7. Example End-to-End Flow

A developer submits a PR containing:

SELECT * FROM Invoice WHERE DATE > '2024-01-01'

System detects:

DATE column has no index
Field has 13M rows
Table is time-series optimized for partitioning

Prediction Engine returns:

✔ Expected runtime: 2.4 sec
✔ Classification: High Cost Scan
✔ Recommendation:

CREATE INDEX idx_invoice_date ON Invoice(Date);
Consider partitioning by year.
Rewrite SELECT * to field-specific projection.

The PR fails CI/CD until improved.

8. Real-Time Adaptive Learning

Each time a query executes live:

Actual runtime vs predicted runtime is compared.
Model auto-adjusts.
Confidence score increases.

This enables continuous improvement without retraining manually.

9. Alerting and Reporting

Alert Type	Example
Regression Detection	"Query #Q143 runtime increased 4× after deployment"
Index Ageing	"Index unused for 90 days — candidate for drop"
Trending Hotspot	"Customer lookup queries increased 300% this week"

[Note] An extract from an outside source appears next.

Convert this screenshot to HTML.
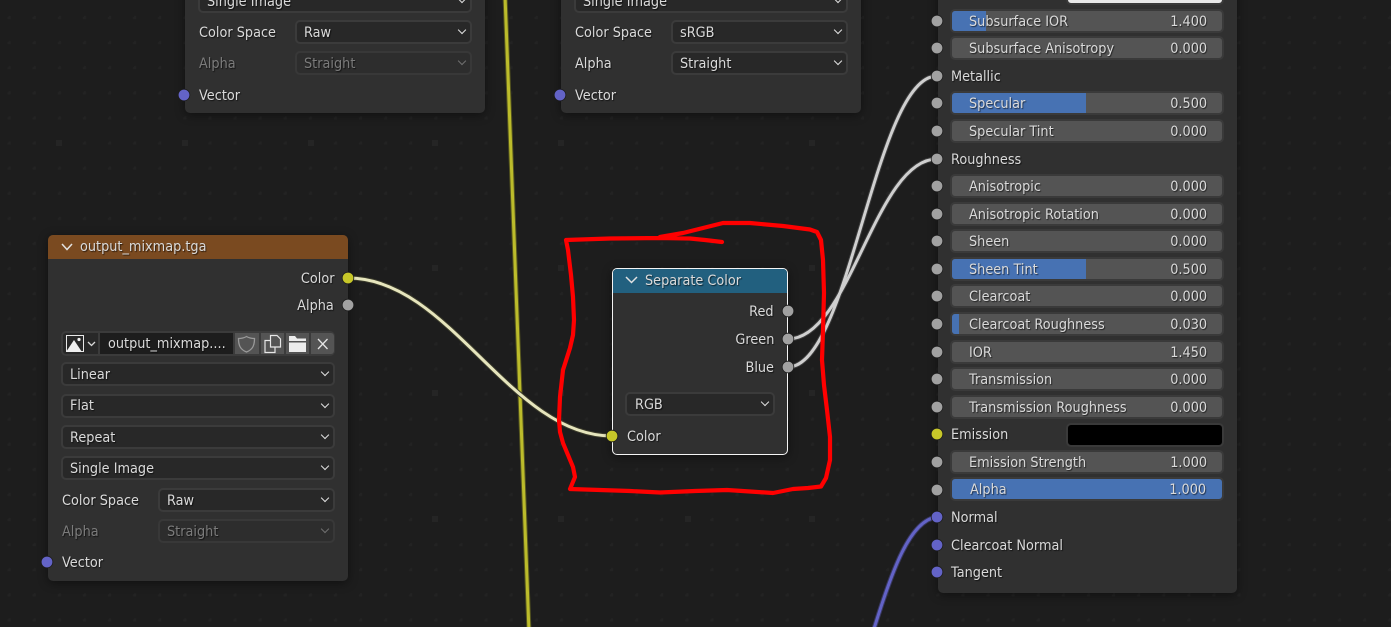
<!DOCTYPE html>
<html><head><meta charset="utf-8"><style>
html,body{margin:0;padding:0;background:#1d1d1d}
#r{position:relative;width:1391px;height:627px;overflow:hidden;background:#1d1d1d;font-family:"DejaVu Sans","Liberation Sans",sans-serif;font-size:14px;color:#dadada}
svg.l{position:absolute;left:0;top:0}
.n{position:absolute;background:#303030;border-radius:5px;box-shadow:0 2px 10px rgba(0,0,0,.45)}
.h{position:absolute;left:0;right:0;top:0;border-radius:5px 5px 0 0}
.t{position:absolute;height:20px;line-height:20px;margin-top:2px;white-space:nowrap;text-shadow:1px 1px 1px rgba(0,0,0,.6);transform:scaleX(.92);transform-origin:0 50%}
.ra{text-align:right;transform-origin:100% 50%}
.dim{color:#7b7b7b}
.d{position:absolute;box-sizing:border-box;height:24px;border:2px solid #3b3b3b;border-radius:5px;background:#282828}
.d:after{content:"";position:absolute;right:5px;top:5px;width:5px;height:5px;border-right:1.5px solid #e0e0e0;border-bottom:1.5px solid #e0e0e0;transform:rotate(45deg)}
.d.x{background:#2d2d2d;border-color:#383838}
.d.x:after{border-color:#707070}
.s{position:absolute;box-sizing:border-box;left:950px;width:274px;height:24px;border:2px solid #3a3a3a;border-radius:5px;background:#545454;overflow:hidden}
.s i{display:block;height:100%;background:#4772b3}
.c{position:absolute;left:1066px;width:158px;box-sizing:border-box;border:2px solid #3a3a3a;border-radius:5px}
.b{position:absolute;top:333px;height:21px;background:#545454}
</style></head><body><div id="r">
<svg class="l" width="1391" height="627" viewBox="0 0 1391 627">
<defs>
<pattern id="g1" x="360" y="268" width="25.1" height="25.1" patternUnits="userSpaceOnUse"><rect x="-1" y="-1" width="3" height="3" fill="#232323"/><rect x="24.1" y="-1" width="1" height="3" fill="#232323"/><rect x="-1" y="24.1" width="3" height="1" fill="#232323"/></pattern>
</defs>
<rect width="1391" height="627" fill="#1d1d1d"/>
<rect x="0" y="0" width="1391" height="627" fill="url(#g1)"/>
<g fill="#252525">
<rect x="432" y="265" width="6" height="6"/><rect x="558" y="265" width="6" height="6"/><rect x="809" y="265" width="6" height="6"/><rect x="432" y="390" width="6" height="6"/><rect x="558" y="390" width="6" height="6"/><rect x="809" y="390" width="6" height="6"/><rect x="809" y="140" width="6" height="6"/><rect x="558" y="140" width="6" height="6"/><rect x="432" y="140" width="6" height="6"/><rect x="432" y="516" width="6" height="6"/><rect x="558" y="516" width="6" height="6"/><rect x="809" y="516" width="6" height="6"/><rect x="685" y="516" width="6" height="6"/><rect x="308" y="140" width="6" height="6"/><rect x="182" y="140" width="6" height="6"/><rect x="56" y="140" width="6" height="6"/>
</g>
<g fill="none" stroke-linecap="round">
<path d="M505,-5C512,200 522,430 529,632" stroke="#55551f" stroke-width="5"/>
<path d="M505,-5C512,200 522,430 529,632" stroke="#bcbc2b" stroke-width="3"/>
<path d="M348,278C450,278 510,436 612,436" stroke="#3a3a2a" stroke-width="5"/>
<path d="M348,278C450,278 510,436 612,436" stroke="#e6e5bd" stroke-width="3"/>
<path d="M788,339C850,339 875,159 937,159" stroke="#3c3c3c" stroke-width="5"/>
<path d="M788,367C850,367 875,76 937,76" stroke="#3c3c3c" stroke-width="5"/>
<path d="M788,339C850,339 875,159 937,159" stroke="#cfcfcf" stroke-width="3"/>
<path d="M788,367C850,367 875,76 937,76" stroke="#cfcfcf" stroke-width="3"/>
<path d="M937,517C910,520 892,570 873,632" stroke="#38385f" stroke-width="5"/>
<path d="M937,517C910,520 892,570 873,632" stroke="#6363c7" stroke-width="3"/>
</g>
</svg>

<!-- top-left node -->
<div class="n" style="left:185px;top:-60px;width:300px;height:173px"></div>
<div class="d" style="left:198px;top:-11px;width:274px"></div>
<div class="t" style="left:207px;top:-10px">Single Image</div>
<div class="t" style="left:199px;top:21px">Color Space</div>
<div class="d" style="left:295px;top:20px;width:177px"></div>
<div class="t" style="left:304px;top:21px">Raw</div>
<div class="t dim" style="left:199px;top:52px">Alpha</div>
<div class="d x" style="left:295px;top:51px;width:177px"></div>
<div class="t dim" style="left:304px;top:52px">Straight</div>
<div class="t" style="left:199px;top:84px">Vector</div>

<!-- top-middle node -->
<div class="n" style="left:561px;top:-60px;width:300px;height:173px"></div>
<div class="d" style="left:574px;top:-11px;width:274px"></div>
<div class="t" style="left:583px;top:-10px">Single Image</div>
<div class="t" style="left:575px;top:21px">Color Space</div>
<div class="d" style="left:671px;top:20px;width:177px"></div>
<div class="t" style="left:680px;top:21px">sRGB</div>
<div class="t" style="left:575px;top:52px">Alpha</div>
<div class="d" style="left:671px;top:51px;width:177px"></div>
<div class="t" style="left:680px;top:52px">Straight</div>
<div class="t" style="left:575px;top:84px">Vector</div>

<!-- image node -->
<div class="n" style="left:48px;top:235px;width:300px;height:346px"><div class="h" style="height:24px;background:#7a4a20"></div></div>
<div class="t" style="left:80px;top:235px">output_mixmap.tga</div>
<div class="t ra" style="right:1056px;top:267px">Color</div>
<div class="t ra" style="right:1057px;top:294px">Alpha</div>
<div style="position:absolute;left:61px;top:331px;width:274px;height:25px;background:#3b3b3b;border-radius:5px"></div>
<div style="position:absolute;left:63px;top:333px;width:35px;height:21px;background:#282828;border-radius:3px 0 0 3px"></div>
<div style="position:absolute;left:100px;top:333px;width:133px;height:21px;background:#1d1d1d"></div>
<div class="t" style="left:108px;top:332px">output_mixmap....</div>
<div class="b" style="left:235px;width:24px"></div>
<div class="b" style="left:261px;width:23px"></div>
<div class="b" style="left:286px;width:23px"></div>
<div class="b" style="left:311px;width:23px;border-radius:0 3px 3px 0"></div>
<div class="d" style="left:61px;top:362px;width:274px"></div>
<div class="t" style="left:70px;top:363px">Linear</div>
<div class="d" style="left:61px;top:394px;width:274px"></div>
<div class="t" style="left:70px;top:394px">Flat</div>
<div class="d" style="left:61px;top:425px;width:274px"></div>
<div class="t" style="left:70px;top:426px">Repeat</div>
<div class="d" style="left:61px;top:456px;width:274px"></div>
<div class="t" style="left:70px;top:457px">Single Image</div>
<div class="t" style="left:62px;top:489px">Color Space</div>
<div class="d" style="left:158px;top:488px;width:177px"></div>
<div class="t" style="left:167px;top:489px">Raw</div>
<div class="t dim" style="left:62px;top:520px">Alpha</div>
<div class="d x" style="left:158px;top:519px;width:177px"></div>
<div class="t dim" style="left:167px;top:520px">Straight</div>
<div class="t" style="left:62px;top:551px">Vector</div>

<!-- separate color -->
<div class="n" style="left:612px;top:268px;width:176px;height:187px;box-sizing:border-box;border:1.5px solid #f4f4f4"><div class="h" style="height:24px;background:#22607f;border-radius:4px 4px 0 0"></div></div>
<div class="t" style="left:645px;top:269px">Separate Color</div>
<div class="t ra" style="right:617px;top:300px">Red</div>
<div class="t ra" style="right:617px;top:328px">Green</div>
<div class="t ra" style="right:617px;top:356px">Blue</div>
<div class="d" style="left:625px;top:392px;width:150px"></div>
<div class="t" style="left:635px;top:393px">RGB</div>
<div class="t" style="left:627px;top:425px">Color</div>

<!-- principled -->
<div class="n" style="left:938px;top:-60px;width:299px;height:653px"></div>
<div class="t" style="left:951px;top:-18px">Subsurface Color</div>
<div class="c" style="top:-20px;height:25px;background:#e8e8e8"></div>
<div class="s" style="top:9px"><i style="width:34px"></i></div><div class="t" style="left:969px;top:10px">Subsurface IOR</div><div class="t ra" style="right:184px;top:10px">1.400</div>
<div class="s" style="top:36px"></div><div class="t" style="left:969px;top:37px">Subsurface Anisotropy</div><div class="t ra" style="right:184px;top:37px">0.000</div>
<div class="t" style="left:951px;top:65px">Metallic</div>
<div class="s" style="top:91px"><i style="width:134px"></i></div><div class="t" style="left:969px;top:92px">Specular</div><div class="t ra" style="right:184px;top:92px">0.500</div>
<div class="s" style="top:119px"></div><div class="t" style="left:969px;top:120px">Specular Tint</div><div class="t ra" style="right:184px;top:120px">0.000</div>
<div class="t" style="left:951px;top:148px">Roughness</div>
<div class="s" style="top:174px"></div><div class="t" style="left:969px;top:175px">Anisotropic</div><div class="t ra" style="right:184px;top:175px">0.000</div>
<div class="s" style="top:202px"></div><div class="t" style="left:969px;top:203px">Anisotropic Rotation</div><div class="t ra" style="right:184px;top:203px">0.000</div>
<div class="s" style="top:229px"></div><div class="t" style="left:969px;top:230px">Sheen</div><div class="t ra" style="right:184px;top:230px">0.000</div>
<div class="s" style="top:257px"><i style="width:134px"></i></div><div class="t" style="left:969px;top:258px">Sheen Tint</div><div class="t ra" style="right:184px;top:258px">0.500</div>
<div class="s" style="top:284px"></div><div class="t" style="left:969px;top:285px">Clearcoat</div><div class="t ra" style="right:184px;top:285px">0.000</div>
<div class="s" style="top:312px"><i style="width:7px"></i></div><div class="t" style="left:969px;top:313px">Clearcoat Roughness</div><div class="t ra" style="right:184px;top:313px">0.030</div>
<div class="s" style="top:340px"></div><div class="t" style="left:969px;top:341px">IOR</div><div class="t ra" style="right:184px;top:341px">1.450</div>
<div class="s" style="top:367px"></div><div class="t" style="left:969px;top:368px">Transmission</div><div class="t ra" style="right:184px;top:368px">0.000</div>
<div class="s" style="top:395px"></div><div class="t" style="left:969px;top:396px">Transmission Roughness</div><div class="t ra" style="right:184px;top:396px">0.000</div>
<div class="t" style="left:951px;top:423px">Emission</div>
<div class="c" style="top:423px;height:24px;background:#000"></div>
<div class="s" style="top:450px"></div><div class="t" style="left:969px;top:451px">Emission Strength</div><div class="t ra" style="right:184px;top:451px">1.000</div>
<div class="s" style="top:477px;background:#4772b3"></div><div class="t" style="left:970px;top:478px">Alpha</div><div class="t ra" style="right:185px;top:478px">1.000</div>
<div class="t" style="left:951px;top:506px">Normal</div>
<div class="t" style="left:951px;top:534px">Clearcoat Normal</div>
<div class="t" style="left:951px;top:561px">Tangent</div>

<svg class="l" width="1391" height="627" viewBox="0 0 1391 627">
<!-- header chevrons -->
<g fill="none" stroke="#e2e2e2" stroke-width="1.5">
<path d="M62,244L67,249.5L72,244"/>
<path d="M626,277L631.5,282.5L637,277"/>
</g>
<!-- image button icons -->
<g fill="none">
<rect x="66.500" y="335.500" width="17" height="16" stroke="#e8e8e8" stroke-width="1"/>
<path d="M66,352L74,340L82,352Z" fill="#efefef"/>
<circle cx="79" cy="339.500" r="1.600" fill="#efefef"/>
<path d="M88,342L91.500,345.500L95,342" stroke="#d8d8d8" stroke-width="1.300"/>
<path d="M246.500,336.500C244,338 241,338.500 238.500,338.500C238.500,345 240,349.500 246.500,352C253,349.500 254.500,345 254.500,338.500C252,338.500 249,338 246.500,336.500Z" stroke="#9a9a9a" stroke-width="1.300"/>
<path d="M270,340.500H265V352.500H275V347" stroke="#e6e6e6" stroke-width="1.200"/>
<path d="M270.500,335.500H277L280.500,339V347H270.500Z" stroke="#e6e6e6" stroke-width="1.200"/>
<path d="M289,336H295L297,338.500H306V341H289Z" fill="#ececec"/>
<path d="M289,342.500H306V352H289Z" fill="#ececec"/>
<path d="M318,339L327.500,349M327.500,339L318,349" stroke="#e4e4e4" stroke-width="1.300"/>
</g>
<!-- sockets -->
<g stroke="#1c1c1c" stroke-width=".8">
<g fill="#c7c729">
<circle cx="348" cy="278" r="5.800"/><circle cx="612" cy="436" r="5.800"/><circle cx="937" cy="434" r="5.800"/>
</g>
<g fill="#a1a1a1">
<circle cx="348" cy="305" r="5.800"/><circle cx="788" cy="311" r="5.800"/><circle cx="788" cy="339" r="5.800"/><circle cx="788" cy="367" r="5.800"/>
<circle cx="937" cy="21" r="5.800"/><circle cx="937" cy="48" r="5.800"/><circle cx="937" cy="76" r="5.800"/><circle cx="937" cy="103" r="5.800"/><circle cx="937" cy="131" r="5.800"/><circle cx="937" cy="159" r="5.800"/><circle cx="937" cy="186" r="5.800"/><circle cx="937" cy="214" r="5.800"/><circle cx="937" cy="241" r="5.800"/><circle cx="937" cy="269" r="5.800"/><circle cx="937" cy="296" r="5.800"/><circle cx="937" cy="324" r="5.800"/><circle cx="937" cy="352" r="5.800"/><circle cx="937" cy="379" r="5.800"/><circle cx="937" cy="407" r="5.800"/><circle cx="937" cy="462" r="5.800"/><circle cx="937" cy="490" r="5.800"/>
</g>
<g fill="#6363c7">
<circle cx="47" cy="562" r="5.800"/><circle cx="184" cy="95" r="5.800"/><circle cx="560" cy="95" r="5.800"/><circle cx="937" cy="517" r="5.800"/><circle cx="937" cy="545" r="5.800"/><circle cx="937" cy="572" r="5.800"/>
</g>
</g>
<!-- red annotation -->
<path fill="none" stroke="#ff0000" stroke-width="4.200" stroke-linejoin="round" stroke-linecap="round" d="M722,242L705,240L690,238.500L660,238L610,238.500L566,240L568,250L571,275L573,297L574,320L573,335L570,348L563,370L560,397L559,420L560,432L563,443L568,455L573,467L575,477L570,489L600,490L630,491L660,492.500L695,491L727,490L750,491.500L773,493L783,491L793,489L808,488L821,486.500L826,478L830,460L830,437L827,410L824,385L822,360L823,330L824,293L823,260L821,240L817,232L810,229.500L783,226L750,223L723,223L707,227L683,233L660,237"/>
</svg>
</div></body></html>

10. SQL Agent Scheduled Job (Prototype)

INSERT INTO QueryTrainingData
SELECT 
    qs.query_hash,
    qt.text,
    qs.total_worker_time / qs.execution_count AS AvgCPU,
    qs.total_elapsed_time / qs.execution_count AS AvgDuration,
    qs.total_logical_reads / qs.execution_count AS Reads,
    qs.execution_count,
    GETDATE() AS SnapshotDate
FROM sys.dm_exec_query_stats qs
CROSS APPLY sys.dm_exec_sql_text(qs.sql_handle) qt;

Runs daily → feeds ML pipeline.

11. Deployment Options

Mode	Use Case
CI/CD only	Predict cost before deployment
Runtime + CI/CD	Full continuous optimization
Enterprise Shared Model	Multi-tenant workload learning

12. Future Enhancements

GPU accelerated query plan neural networks
Pairing with semantic query rewrite AI
Auto-index rollback if performance worsens

Conclusion

A Workload Analyzer transforms SQL tuning from:

Manual → Reactive → Post-incident

into:

Automated → Predictive → Self-optimizing

It reduces outages, improves scalability, and ensures that new deployments never degrade performance.